Thanks, yea I should document this. find_caches should be what you want. If you can double check it gives expected results I'd be curious to know.

Socob commented 1 year ago

@marius311 find_caches does seem to have the relevant data. The interface is a bit wonky though, because it returns an IdDict with the passed argument as key:

julia> @memoize f(x) = x^3
f (generic function with 1 method)

julia> f(111)
1367631

julia> f(222)
10941048

julia> Memoization.find_caches(f)
IdDict{Any, Any} with 1 entry:
  f => IdDict{Any, Any}(((222,), ())=>10941048, ((111,), ())=>1367631)

julia> Memoization.find_caches(f)[f]
IdDict{Any, Any} with 2 entries:
  ((222,), ()) => 10941048
  ((111,), ()) => 1367631

I’m not sure if this IdDict can ever have more than one entry (I guess this has to do with whether something is statically memoizable, and I don’t really know under what conditions that goes one way or the other). If not, it’d make sense to get rid of this extra indirection in a user-facing function, so you don’t have to write find_caches(f)[f].

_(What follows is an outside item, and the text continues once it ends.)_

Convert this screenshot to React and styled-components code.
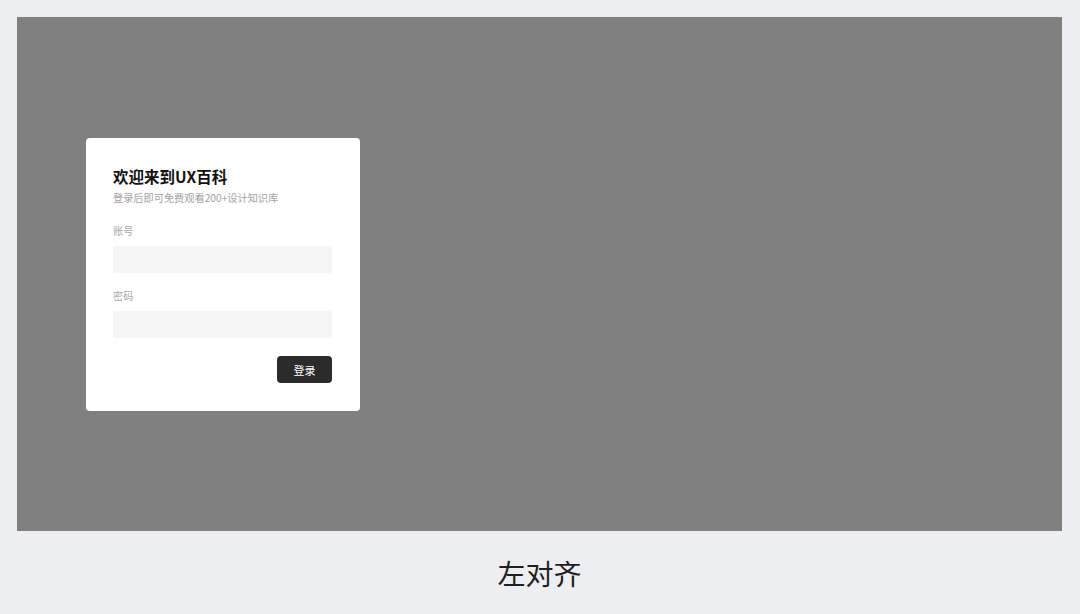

marius311 commented 1 year ago

Thanks for checking, yea the reason it returns that is because for memoizing callables/closures each instance gets its own entry, like:

julia> struct Foo x end

julia> @memoize (f::Foo)() = f.x

julia> Foo(1)()
1

julia> Foo(2)()
2

julia> Memoization.find_caches(Foo)
IdDict{Any, Any} with 2 entries:
  Foo(2) => IdDict{Any, Any}(((), ())=>2)
  Foo(1) => IdDict{Any, Any}(((), ())=>1)

User-facing should definitely have a version that returns the single cache (if there is only one). Will try to get to this soon.